I’m a little skeptical about IBMs announcement. If you’re really concerned about security, the last thing you do is reveal company policies. IBM claim to have banned Dropbox so you can guarantee a number of confidential documents were sitting on Dropbox’s servers at some point. They’re possibly still there.

In addition, IBM is an IT consultant — with their own cloud solutions offering “security-rich virtual environments”. In other words, you should consider hiring IBM because they understand the cloud and your company’s security concerns. Although it’s not stated directly, IBM has raised doubts about the services run by their competitors.

It’s a clever piece of indirect marketing which I’m helping to spread further!

You Can’t Stop Human Nature

In my opinion, IBM’s cloud-banning policy won’t work. If they expect employees to work outside the office, those people must copy confidential documents from IBM’s systems and put them elsewhere. If cloud applications are banned, employees will simply copy files to laptops or USB drives. Is that more secure?

IBM’s employees used Dropbox and other cloud applications because they were practical. It doesn’t matter what security protocols IBM puts in place; people will find ways circumvent those policies if it makes their working lives easier.

Does your company restrict cloud usage? Have you experienced data loss or security breaches using a web application? Comments welcome…

  • I don’t get what they’re trying to do? It’s backwards: more and more things are going towards this cloud. If they want employees to stop accessing online services they may as well just cut the cable to their buildings.

  • Do you know anyone who works at IBM Craig? I do and you’ve got a few facts wrong. First, everyone at IBM has a company issue laptop which is the only way to hook up to the corporate network. You can’t just install a VPN client and go. Things are locked down that at best your manager will get a notification you plugged in a thumb drive. Furthermore, most of the “cloud” services you speak of have been running in some form inside IBM for years. They really did invent this stuff and they have the resources to post private versions of things as they become required. It is a totally different world than that of small web consultancies and the businesses they support.

    • Thanks Wyatt.

      So why did Jeanette Horan, IBM’s chief information officer, announce the ban on cloud applications if they weren’t being used?

      • Eric


        I am in the same camp as Wyatt. When I am at my company and using their resources I have no right, or business using social media ( unless representing the company in an official capacity), or connecting their computer to my personal cloud accounts. You are just asking for astronomical problems if you do.

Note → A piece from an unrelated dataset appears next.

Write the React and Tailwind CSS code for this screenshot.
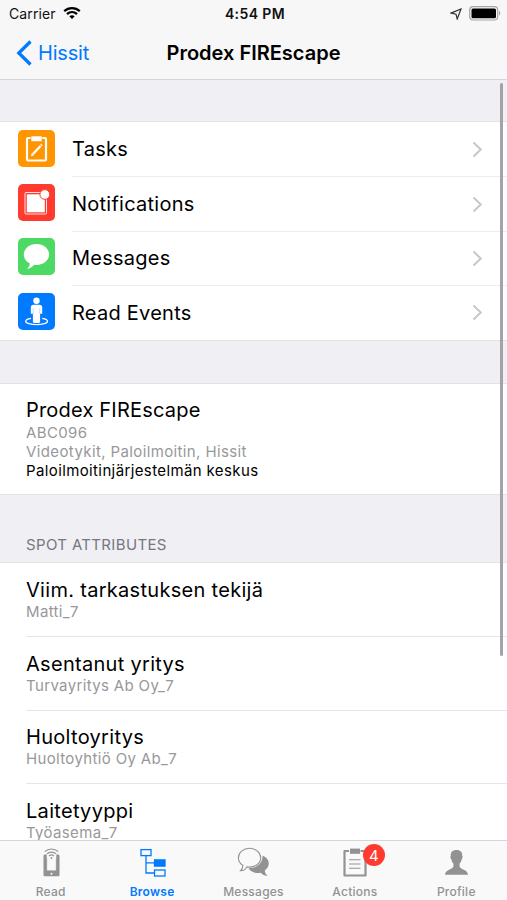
const menu = [
  { label: 'Tasks', color: 'bg-[#ff9500]', icon: TasksIcon },
  { label: 'Notifications', color: 'bg-[#ff3b30]', icon: NotificationsIcon },
  { label: 'Messages', color: 'bg-[#4cd964]', icon: BubbleIcon },
  { label: 'Read Events', color: 'bg-[#007aff]', icon: PersonIcon },
];

const attributes = [
  { name: 'Viim. tarkastuksen tekijä', value: 'Matti_7' },
  { name: 'Asentanut yritys', value: 'Turvayritys Ab Oy_7' },
  { name: 'Huoltoyritys', value: 'Huoltoyhtiö Oy Ab_7' },
  { name: 'Laitetyyppi', value: 'Työasema_7' },
];

const tabs = [
  { label: 'Read', icon: ReadIcon },
  { label: 'Browse', icon: BrowseIcon, active: true },
  { label: 'Messages', icon: ChatIcon },
  { label: 'Actions', icon: ActionsIcon, badge: 4 },
  { label: 'Profile', icon: ProfileIcon },
];

function TasksIcon() {
  return (
    <svg width="37" height="37" viewBox="0 0 37 37" fill="none">
      <rect x="9" y="8" width="19" height="22.5" rx="1.2" stroke="#fff" strokeWidth="2.2" />
      <path d="M13 6h11v5.600H13z" fill="#fff" stroke="#ff9500" strokeWidth=".6" />
      <path d="m15 24 7.500-8" stroke="#fff" strokeWidth="2.300" />
      <path d="m23 15.500.9-1" stroke="#fff" strokeWidth="2.300" />
      <path d="m12.900 26.300.9-3.200 2.300 2.100z" fill="#fff" />
    </svg>
  );
}

function NotificationsIcon() {
  return (
    <svg width="37" height="37" viewBox="0 0 37 37" fill="none">
      <rect x="7" y="8.5" width="21.5" height="21.5" rx="1" stroke="#fff" strokeOpacity=".85" />
      <rect x="8.8" y="10.3" width="18" height="18" fill="#fff" />
      <circle cx="26.8" cy="10.5" r="4.900" fill="#fff" stroke="#ff3b30" strokeWidth="1" />
    </svg>
  );
}

function BubbleIcon() {
  return (
    <svg width="37" height="37" viewBox="0 0 37 37" fill="#fff">
      <path d="M18.5 6C11.300 6 5.800 10.700 5.800 16.500c0 4 2.500 7.300 6.100 9.100-.3 2-1.200 3.900-3 5.300 3-.4 5.600-1.900 7.200-4.200.8.100 1.600.200 2.400.200 7.100 0 12.700-4.600 12.700-10.400S25.600 6 18.500 6z" />
    </svg>
  );
}

function PersonIcon() {
  return (
    <svg width="37" height="37" viewBox="0 0 37 37" fill="#fff">
      <path d="M13 25.300c-3.200.5-5.300 1.600-5.300 3 0 1.900 4.900 3.400 10.900 3.400s10.900-1.500 10.900-3.400c0-1.400-2.100-2.500-5.300-3" fill="none" stroke="#fff" strokeWidth="1.300" />
      <circle cx="18.500" cy="7.800" r="3.200" />
      <path d="M15.500 11.700h6c1.600 0 2.700 1 2.700 2.600v6.400h-2.100v8.100c0 .7-.5 1.200-1.200 1.200h-4.800c-.7 0-1.200-.5-1.200-1.200v-8.100h-2.100v-6.400c0-1.600 1.100-2.600 2.700-2.600z" />
      <path d="M15.200 15v6M21.800 15v6" stroke="#007aff" strokeWidth=".5" strokeOpacity=".5" />
    </svg>
  );
}

function ReadIcon() {
  return (
    <svg width="36" height="32" viewBox="-1 0 36 32" fill="none" stroke="#929292">
      <path d="M12.700 7.600h-1.700c-.8 0-1.500.7-1.500 1.500v18.600c0 .9.700 1.600 1.600 1.600h12.800c.9 0 1.600-.7 1.600-1.600V9.100c0-.8-.7-1.500-1.500-1.500h-1.700v16.100h-9.600z" fill="#929292" stroke="none" />
      <path d="M12.700 11.500v12.300h9.600V11.500" stroke="#929292" strokeWidth=".6" />
      <circle cx="17.500" cy="26.700" r="1" fill="#f8f8f8" stroke="none" />
      <path d="M10.800 5c3.700-3.600 9.700-3.600 13.400 0M12.900 7.200c2.500-2.400 6.700-2.400 9.200 0M15 9.300c1.400-1.300 3.600-1.300 5 0" stroke="#f9f9f9" strokeWidth="2.600" />
      <path d="M10.800 4.700c3.700-3.600 9.700-3.600 13.400 0M12.900 6.900c2.500-2.400 6.700-2.400 9.200 0M15 9.100c1.400-1.300 3.600-1.300 5 0" strokeWidth="1.100" />
      <circle cx="17.500" cy="11" r=".9" fill="#929292" stroke="none" />
    </svg>
  );
}

function BrowseIcon() {
  return (
    <svg width="36" height="32" viewBox="-1 0 36 32" fill="none" stroke="#007aff" strokeWidth="1.300">
      <rect x="6" y="2.600" width="10" height="6" />
      <path d="M11 8.600v17.400h8.500M11 15.900h8.500" />
      <rect x="19.500" y="12.900" width="10.500" height="6.200" fill="#007aff" />
      <rect x="19.500" y="23" width="10.500" height="6" />
    </svg>
  );
}

function ChatIcon() {
  return (
    <svg width="36" height="32" viewBox="-.5 0 36 32" fill="#929292">
      <path d="M27 8.500c3.800 1.600 6.300 4.500 6.300 8 0 3-1.700 5.300-4 7 0 2.200 1 3.800 3 5.300-3 .2-5.400-1-7-3-5.300 1-10.300-1-12.300-4.600C21 21.400 27.600 16 27 8.500z" />
      <path d="M14 1.300C7.700 1.300 2.900 5.500 2.900 10.700c0 3.200 1.700 5.900 4.400 7.600.1 2.300-.6 3.900-2.400 5.500 3 .1 5.400-1.400 6.500-3.900 7.500 1.300 13.800-3.200 13.800-9.200 0-5.200-5-9.400-11.200-9.400z" fill="#f9f9f9" stroke="#929292" strokeWidth="1.100" />
    </svg>
  );
}

function ActionsIcon() {
  return (
    <svg width="36" height="32" viewBox="0 0 36 32" fill="none" stroke="#929292">
      <path d="M12 4H7.500v24.500h21V4h-5" strokeWidth="2.200" strokeLinejoin="round" />
      <path d="M13 1.600h10v5.200H13z" fill="#929292" stroke="none" />
      <path d="M12 12.700h11.500M12 17h11.500M12 21.200h11.500" strokeWidth="1.100" />
    </svg>
  );
}

function ProfileIcon() {
  return (
    <svg width="36" height="32" viewBox="-.5 0 36 32" fill="#929292">
      <path d="M18 3c-4 0-6.100 2.200-5.700 6.100-.8.300-.4 2.500.6 3.300.3 1.900 1 3.100 2 4.200v3.200c-.5 2.400-7.900 2.700-8.500 7.900h23.200c-.6-5.200-8-5.500-8.500-7.900v-3.200c1-1.100 1.700-2.300 2-4.200 1-.8 1.400-3 .6-3.300.4-3.900-1.700-6.100-5.700-6.100z" />
    </svg>
  );
}

function StatusBar() {
  return (
    <div className="grid h-[27px] grid-cols-3 items-center pl-[9px] pr-[6px] text-[14px] leading-none text-[#111]">
      <div className="flex items-center gap-[7px]">
        <span className="tracking-[0.1px]">Carrier</span>
        <svg width="18" height="14" viewBox="0 0 18 14" fill="none" stroke="#000" strokeWidth="2.300" className="mb-[2px]">
          <path d="M1.200 5.200c4.400-4.200 11.200-4.200 15.600 0M4 8.200c2.900-2.700 7.100-2.700 10 0" />
          <path d="m9 13 2.700-2.700c-1.500-1.300-3.900-1.300-5.400 0z" fill="#000" stroke="none" />
        </svg>
      </div>
      <span className="text-center font-semibold tracking-[0.4px]">4:54 PM</span>
      <div className="flex items-center justify-end gap-[7px]">
        <svg width="12" height="12" viewBox="0 0 12 12" fill="none" stroke="#333" strokeWidth="1.200">
          <path d="M11 1 7.200 11 6 6.200 1 5.100z" />
        </svg>
        <svg width="32" height="15" viewBox="0 0 32 15">
          <rect x=".7" y=".7" width="28" height="13.300" rx="3.500" fill="#f7f7f7" stroke="#a5a5a5" strokeWidth="1.200" />
          <rect x="2.500" y="2.500" width="24.500" height="9.700" rx="1.500" fill="#000" />
          <path d="M30 5v4.500c1.600-.6 1.600-3.900 0-4.500z" fill="#a5a5a5" />
        </svg>
      </div>
    </div>
  );
}

function NavBar() {
  return (
    <div className="grid h-[51px] grid-cols-[1fr_auto_1fr] items-center px-4">
      <div className="flex items-center gap-[6px] text-[#007aff]">
        <svg width="16" height="26" viewBox="0 0 16 26" fill="none" stroke="#007aff" strokeWidth="3.300">
          <path d="M14.500 1.500 2.800 13l11.700 11.500" />
        </svg>
        <span className="text-[20px] tracking-[-0.2px]">Hissit</span>
      </div>
      <h1 className="text-[20px] font-semibold text-black">Prodex FIREscape</h1>
    </div>
  );
}

export default function App() {
  return (
    <div className="relative flex h-[900px] w-[507px] flex-col overflow-hidden bg-[#efeff4] font-['Inter','Liberation_Sans',sans-serif] text-black">
      <header className="h-[80px] shrink-0 border-b border-[#d5d5d8] bg-[#f7f7f8]">
        <StatusBar />
        <NavBar />
      </header>

      <main className="min-h-0 flex-1 overflow-hidden">
        <ul className="mt-[41px] border-y border-[#e2e2e5] bg-white">
          {menu.map(({ label, color, icon: Icon }, i) => (
            <li key={label} className="flex h-[54.4px] items-center pl-[18px]">
              <span className={`mb-[2px] h-[37px] w-[37px] shrink-0 overflow-hidden rounded-[5px] ${color}`}>
                <Icon />
              </span>
              <div className={`ml-[17px] flex h-full flex-1 items-center justify-between pr-[24px] ${i > 0 ? 'border-t border-[#ececee]' : ''}`}>
                <span className="text-[20px] tracking-[0.25px]">{label}</span>
                <svg width="11" height="17" viewBox="0 0 11 17" fill="none" stroke="#c7c7cc" strokeWidth="2">
                  <path d="m1.500 1.500 7.300 7-7.300 7" />
                </svg>
              </div>
            </li>
          ))}
        </ul>

        <section className="mt-[42px] h-[112px] border-y border-[#e2e2e5] bg-white pl-[26px] pt-[14px]">
          <h2 className="text-[20px] leading-[25px] tracking-[0.2px]">Prodex FIREscape</h2>
          <div className="text-[15px] leading-[19px] tracking-[0.38px] text-[#98989a]">
            <p>ABC096</p>
            <p>Videotykit, Paloilmoitin, Hissit</p>
            <p className="text-black">Paloilmoitinjärjestelmän keskus</p>
          </div>
        </section>

        <h3 className="flex h-[67px] items-end pb-[7px] pl-[26px] text-[15px] leading-[20px] tracking-[0.35px] text-[#77777c]">SPOT ATTRIBUTES</h3>

        <ul className="border-t border-[#e2e2e5] bg-white pl-[26px]">
          {attributes.map(({ name, value }, i) => (
            <li key={name} className={`h-[73.6px] ${i > 0 ? 'border-t border-[#e6e6e8] pt-[13.6px]' : 'pt-[14.6px]'}`}>
              <p className="text-[20px] leading-[26px] tracking-[0.3px]">{name}</p>
              <p className="text-[15px] leading-[17px] tracking-[0.35px] text-[#98989a]">{value}</p>
            </li>
          ))}
        </ul>
      </main>

      <nav className="grid h-[60px] shrink-0 grid-cols-5 border-t border-[#d5d5d8] bg-[#f9f9f9]">
        {tabs.map(({ label, icon: Icon, active, badge }) => (
          <div key={label} className="flex flex-col items-center pt-[6px]">
            <div className="relative">
              <Icon />
              {badge && (
                <span className="absolute left-[26px] top-[-3px] flex h-[22px] w-[22px] items-center justify-center rounded-full bg-[#ff3b30] text-[15px] leading-none text-white">
                  {badge}
                </span>
              )}
            </div>
            <span className={`mt-[5px] text-[12px] leading-[16px] tracking-[0.25px] ${active ? 'font-semibold text-[#007aff]' : 'font-medium text-[#929292]'}`}>{label}</span>
          </div>
        ))}
      </nav>

      {/* scroll indicator */}
      <div className="absolute right-[4px] top-[83px] h-[573px] w-[3px] rounded-full bg-[#a3a3a6]" />
    </div>
  );
}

        I imagine Horan was addressing an issue all large enterprises deal with. I can assure you at my job I am repeatedly reminded routinely of our corp code of conduct that does in fact address much of the above.

        I enjoy your articles, but to Wyatt’s point until you are responsible for more than a thousand it assets you are not in a position to comment on this with expertise. In fact I would be weary of purchasing anything from sitepoint if this is your corporate attitude.

      • Eric,

        Organizations and Government departments lock down desktops. That’s understandable. However, you cannot then expect employees to work in their own time on their own hardware without losing some control. In this case, Horan admits staff were using applications such as Dropbox (although Wyatt claims this is not true).

        Cloud apps were banned so IBM effectively reverted back to locked environments. Again, I have no problem with that policy assuming IBM no longer expects users to work on their own devices.

        So IBM has publicly stated that cloud solutions are inherently insecure (which they are). Why do they continue to sell them?

  • Its perfectly fine for IBM to ban access for cloud applications. As you have rightly said, the cloud data is never safe and there is always some security risk. If an employee wants to change his job, he or she can easily put the sensitive information on cloud and access it afterwards.

    Most of companies these days take many steps to control breach of sensitive information – like disabling USB drives, scanning external emails, restricting websites and applications, etc.
    I think banning cloud application is a correct step to protect sensitive information.

  • IBM isn’t going to get anywhere with that policy, the only thing they’ll get is alienated employees, who learn to hide what they are doing better.

  • eric


    I now see where you are coming from. First item I will grant you if the enterprise lets you use your own device for work than they lose full ability to dictate what goes on a machine. They do still have the ability to dictate where you go while VPN’ed into their network.

    Second IBM certainly is not dumping on the cloud’s security as much as they are trying to get in front of users having an avenue to easily snag private information and remove it from their sphere of control.